Question

I work on a project which demands to use A* algorithm. In this project you select your player with the left click and you guide him in the map with the right click, like the gameplay of thousand strategy game. The graphics are 2D, a little like the game Don't Starve and the game is developped with SFML / C++.

I need to use A* for the deplacement of the player, indeed if an obstacle appears on his road he has to avoid it. But for the moment, i don't know how to apply a grid to the map, i want to place any tree / rocks and other stuff anywhere in order not to see the grid cells. For now the open list is only composed of pixels, which is not the good solution I think ^^, the algorithm is pretty slow. If you have any solution for a realistic rendering while keeping a fast algorithm I'd be happy to hear it. :)

Thank you in advance,

Was it helpful?

Solution

Do you have a screenshot?

The pathfinding grid, and rendering grid can be different. Zelda used different sized tiles for movement and rendering.

navigation mesh

This may be overkill for your map structure, but you may use a navigation mesh.
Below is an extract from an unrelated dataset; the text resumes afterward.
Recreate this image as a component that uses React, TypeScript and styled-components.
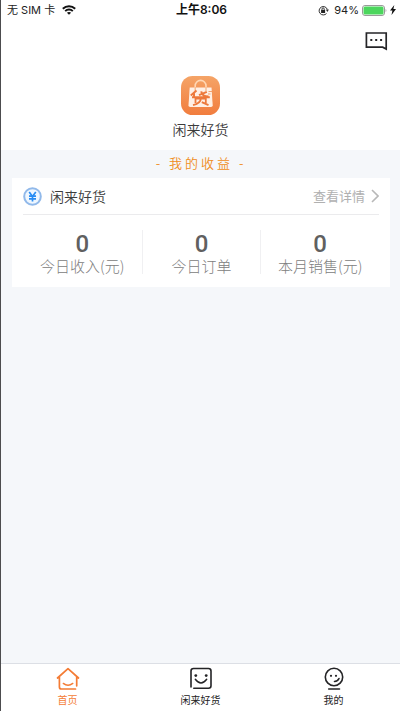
import React from "react";
import styled, { createGlobalStyle } from "styled-components";

const GlobalStyle = createGlobalStyle`
  * { box-sizing: border-box; }
  body {
    margin: 0;
    background: #f5f7fa;
    font-family: Inter, "Noto Sans CJK SC", sans-serif;
    color: #3c3c3c;
  }
  button { border: 0; padding: 0; background: none; font: inherit; color: inherit; cursor: pointer; }
  a { color: inherit; text-decoration: none; }
  h1, h2, h3, p, dl, dd, dt { margin: 0; font-weight: 350; }
  svg { display: block; flex: none; }
`;

const Screen = styled.div`
  min-height: 100vh;
  display: flex;
  flex-direction: column;
  border-left: 1px solid #4c4c4e;
`;

const Header = styled.header`
  background: #fff;
  height: 150px;
`;

const StatusBar = styled.div`
  display: grid;
  grid-template-columns: 1fr auto 1fr;
  align-items: center;
  height: 20px;
  padding: 0 4px 0 6px;
  font-size: 11px;
  line-height: 20px;
  color: #222;
`;

const StatusGroup = styled.div<{ $end?: boolean }>`
  display: flex;
  align-items: center;
  gap: ${(p) => (p.$end ? 3 : 7)}px;
  justify-content: ${(p) => (p.$end ? "flex-end" : "flex-start")};
`;

const BatteryLevel = styled.span`
  padding-left: 2px;
`;

const Clock = styled.time`
  font-size: 12px;
  font-weight: 600;
  color: #111;
`;

const Toolbar = styled.div`
  display: flex;
  justify-content: flex-end;
  height: 56px;
  padding: 10px 12px 0 0;
`;

const MessageButton = styled.button`
  width: 24px;
  height: 22px;
`;

const Brand = styled.div`
  display: flex;
  flex-direction: column;
  align-items: center;
  gap: 4px;
`;

const BrandName = styled.h1`
  font-family: "Noto Sans CJK SC", sans-serif;
  font-size: 14px;
  line-height: 20px;
`;

const Content = styled.main`
  flex: 1;
  padding: 0 10px 0 11px;
`;

const SectionTitle = styled.h2`
  padding-bottom: 2px;
  font-family: "Noto Sans CJK SC", sans-serif;
  font-size: 13px;
  line-height: 26px;
  letter-spacing: 3px;
  text-align: center;
  color: #f08c20;
`;

const Card = styled.section`
  height: 109px;
  padding: 0 11px;
  background: #fff;
`;

const CardHead = styled.div`
  display: flex;
  align-items: center;
  height: 37px;
  gap: 8px;
  border-bottom: 1px solid #ebebed;
`;

const CardName = styled.h3`
  flex: 1;
  font-family: "Noto Sans CJK SC", sans-serif;
  font-size: 14px;
  line-height: 20px;
`;

const DetailLink = styled.a`
  display: flex;
  align-items: center;
  gap: 6px;
  font-size: 13px;
  line-height: 20px;
  && { color: #b0b0b0; }
`;

const Stats = styled.dl`
  display: grid;
  grid-template-columns: repeat(3, 1fr);
  margin-top: 15px;
`;

const Stat = styled.div`
  display: flex;
  flex-direction: column-reverse;
  justify-content: flex-end;
  align-items: center;
  height: 44px;
  padding-top: 2px;
  & + & { border-left: 1px solid #f0f0f2; }
`;

const StatValue = styled.dd`
  font-family: Roboto, sans-serif;
  font-size: 24px;
  font-weight: 500;
  line-height: 24px;
  color: #606060;
`;

const StatLabel = styled.dt`
  font-family: "Noto Sans CJK SC", sans-serif;
  font-size: 15px;
  font-weight: 300;
  line-height: 20px;
  color: #808080;
  white-space: nowrap;
`;

const TabBar = styled.nav`
  display: grid;
  grid-template-columns: repeat(3, 1fr);
  height: 48px;
  background: #fff;
  border-top: 1px solid #dcdfe5;
`;

const Tab = styled.a<{ $active?: boolean }>`
  display: flex;
  flex-direction: column;
  align-items: center;
  gap: 2px;
  padding-top: 3px;
  font-size: 10px;
  line-height: 14px;
  && { color: ${(p) => (p.$active ? "#f47c35" : "#222")}; }
`;

const WifiIcon = () => (
  <svg width="14" height="10" viewBox="0 0 14 10" fill="none" stroke="#111" strokeWidth="2">
    <path d="M.8 3.7C4.3.4 9.7.4 13.2 3.7M3.2 6.1C5.3 4.1 8.7 4.1 10.8 6.1" />
    <path d="M7 9.8 4.9 7.7C6.1 6.7 7.9 6.7 9.1 7.7Z" fill="#111" stroke="none" />
  </svg>
);

const RotationLockIcon = () => (
  <svg width="11" height="11" viewBox="0 0 11 11" fill="none" stroke="#333">
    <path d="M8.5 8.5A4.2 4.2 0 1 1 9.3 4.4" />
    <path d="M7.8 4.6h3.1L9.4 7Z" fill="#333" stroke="none" />
    <path d="M3.1 5h4v3h-4Z" fill="#222" stroke="none" />
    <path d="M4 5.2V4a1.1 1.1 0 0 1 2.2 0v1.2" />
  </svg>
);

const BatteryIcon = () => (
  <svg width="25" height="11" viewBox="0 0 25 11">
    <rect x=".5" y=".5" width="22" height="10" rx="2.5" fill="#fff" stroke="#9a9a9a" />
    <rect x="1.5" y="1.5" width="20" height="8" rx="1.5" fill="#4cd65d" />
    <path d="M23.6 4v3c1-.4 1-2.6 0-3Z" fill="#999" />
  </svg>
);

const BoltIcon = () => (
  <svg width="6" height="10" viewBox="0 0 6 10">
    <path d="M4.3 0 0 5.6h2.4L1.5 10 6 4.1H3.4Z" fill="#111" />
  </svg>
);

const MessageIcon = () => (
  <svg width="24" height="20" viewBox="0 0 24 20" fill="none" stroke="#252528" strokeWidth="1.7">
    <path d="M22.2 17.7V2H2.4v14.2h16.3L22.2 18Z" />
    <path d="M6.3 9h2M11.2 9h2M16.1 9h2" strokeWidth="2.1" />
  </svg>
);

const BrandLogo = () => (
  <svg width="39" height="39" viewBox="0 0 39 39" role="img" aria-label="闲来好货">
    <defs>
      <linearGradient id="brand" x1="0" y1="0" x2="0" y2="1">
        <stop offset="0" stopColor="#f5a467" />
        <stop offset="1" stopColor="#f17d3e" />
      </linearGradient>
    </defs>
    <rect width="39" height="39" rx="11.5" fill="url(#brand)" />
    <path d="M14.2 14V9.8a5.4 5.4 0 0 1 10.8 0V14" fill="none" stroke="#ffd7b4" strokeWidth="1.6" />
    <path d="M8.7 11.5H30.5L31.7 29.2Q31.8 31 30 31H9.2Q7.4 31 7.5 29.2Z" fill="#fff0e5" />
    <path d="M14.2 15V11M25 15V11" stroke="#f4b281" strokeWidth="1.2" />
    <g fill="none" stroke="#ed793b" strokeWidth="2">
      <path d="M15.5 14.5 9.8 19.5M13 17.5V22M11 21.3H28.8M18 19.2 25.8 15.8M20.2 15.4Q21 20.4 27.5 20.5" />
      <path d="M14.5 27V22.5H24.8V27M19.8 22.5Q20 27 12 29.2M20.8 26.2 27.5 29.1" strokeWidth="1.8" />
    </g>
    <path d="M27.5 15.5H31M27 18H29.5" stroke="#f2a16f" />
  </svg>
);

const YuanIcon = () => (
  <svg width="19" height="19" viewBox="0 0 19 19" fill="none">
    <circle cx="9.5" cy="9.5" r="8.3" fill="#eff7ff" stroke="#91b9ea" strokeWidth="2" />
    <path d="m6.2 5 3.3 4.4L12.8 5M9.5 9.2v5.3M6 9.2h7M6 11.9h7" stroke="#278cf4" strokeWidth="1.7" />
  </svg>
);

const ChevronIcon = () => (
  <svg width="8" height="14" viewBox="0 0 8 14" fill="none" stroke="#b8b8b8" strokeWidth="1.6">
    <path d="m1 1 6 6-6 6" />
  </svg>
);

const HomeIcon = () => (
  <svg width="24" height="24" viewBox="0 0 24 24" fill="none" stroke="#f47c35" strokeWidth="1.7" strokeLinecap="round" strokeLinejoin="round">
    <path d="M1.5 11 12 1.7 22.5 11M3.4 9.8V20Q3.4 22 5.4 22H19.5M20.7 9.8V18.8" />
    <path d="M7.3 16.4Q12 20.2 16.8 16.4" strokeWidth="1.4" />
  </svg>
);

const GoodsIcon = () => (
  <svg width="24" height="24" viewBox="0 0 24 24" fill="none" stroke="#242426" strokeWidth="1.6" strokeLinecap="round">
    <path d="M2 20V4Q2 1.5 4.5 1.5H19.5Q22 1.5 22 4V18.8Q22 21.3 19.5 21.3H4.8" />
    <path d="M6.3 12.3Q12 19.7 17.7 12.3" strokeWidth="1.4" />
    <circle cx="6.8" cy="8.6" r="1.4" fill="#242426" stroke="none" />
    <circle cx="17.2" cy="8.6" r="1.4" fill="#242426" stroke="none" />
  </svg>
);

const ProfileIcon = () => (
  <svg width="24" height="24" viewBox="0 0 24 24" fill="none" stroke="#242426" strokeWidth="1.6" strokeLinecap="round">
    <circle cx="12" cy="10" r="8.7" />
    <path d="M12.5 14.5Q15.8 14.3 17 11.5M6.7 22H17.5" />
    <circle cx="9" cy="8.8" r="1.1" fill="#242426" stroke="none" />
    <circle cx="14" cy="8.8" r="1.1" fill="#242426" stroke="none" />
  </svg>
);

const stats = [
  { label: "今日收入(元)", value: 0 },
  { label: "今日订单", value: 0 },
  { label: "本月销售(元)", value: 0 },
];

export default function App() {
  return (
    <>
      <GlobalStyle />
      <Screen>
        <Header>
          <StatusBar>
            <StatusGroup>
              <span>无 SIM 卡</span>
              <WifiIcon />
            </StatusGroup>
            <Clock>上午8:06</Clock>
            <StatusGroup $end>
              <RotationLockIcon />
              <BatteryLevel>94%</BatteryLevel>
              <BatteryIcon />
              <BoltIcon />
            </StatusGroup>
          </StatusBar>
          <Toolbar>
            <MessageButton aria-label="消息">
              <MessageIcon />
            </MessageButton>
          </Toolbar>
          <Brand>
            <BrandLogo />
            <BrandName>闲来好货</BrandName>
          </Brand>
        </Header>
        <Content>
          <SectionTitle>- 我的收益 -</SectionTitle>
          <Card>
            <CardHead>
              <YuanIcon />
              <CardName>闲来好货</CardName>
              <DetailLink href="#details">
                查看详情
                <ChevronIcon />
              </DetailLink>
            </CardHead>
            <Stats>
              {stats.map((s) => (
                <Stat key={s.label}>
                  <StatLabel>{s.label}</StatLabel>
                  <StatValue>{s.value}</StatValue>
                </Stat>
              ))}
            </Stats>
          </Card>
        </Content>
        <TabBar>
          <Tab href="#home" $active aria-current="page">
            <HomeIcon />
            首页
          </Tab>
          <Tab href="#goods">
            <GoodsIcon />
            闲来好货
          </Tab>
          <Tab href="#profile">
            <ProfileIcon />
            我的
          </Tab>
        </TabBar>
      </Screen>
    </>
  );
}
enter image description here , enter image description here

edit: If you haven't read it, Amit has a great resource: http://theory.stanford.edu/~amitp/GameProgramming/

OTHER TIPS

What you're looking for is discretization. Behind this obscene name stands a simple principle : you can't deal with an infinite amount of data.

You need then to perform a transformation on your world : instead of allowing your character/unit to go at any location (x and y being real numbers), you can divide your world into some sort of a grid (this is what the navigation mesh and waypoints are doing), and only allow your char to go on these cells (or points, you can see it as you want). This is discretising : you are going from continuous values (real coordinates) to discrete values (integer coordinates / point). The more precise you go, the nicer it'll look.

After doing this, assigning moving costs between cells/points is rather simple, and performing A* on it as well.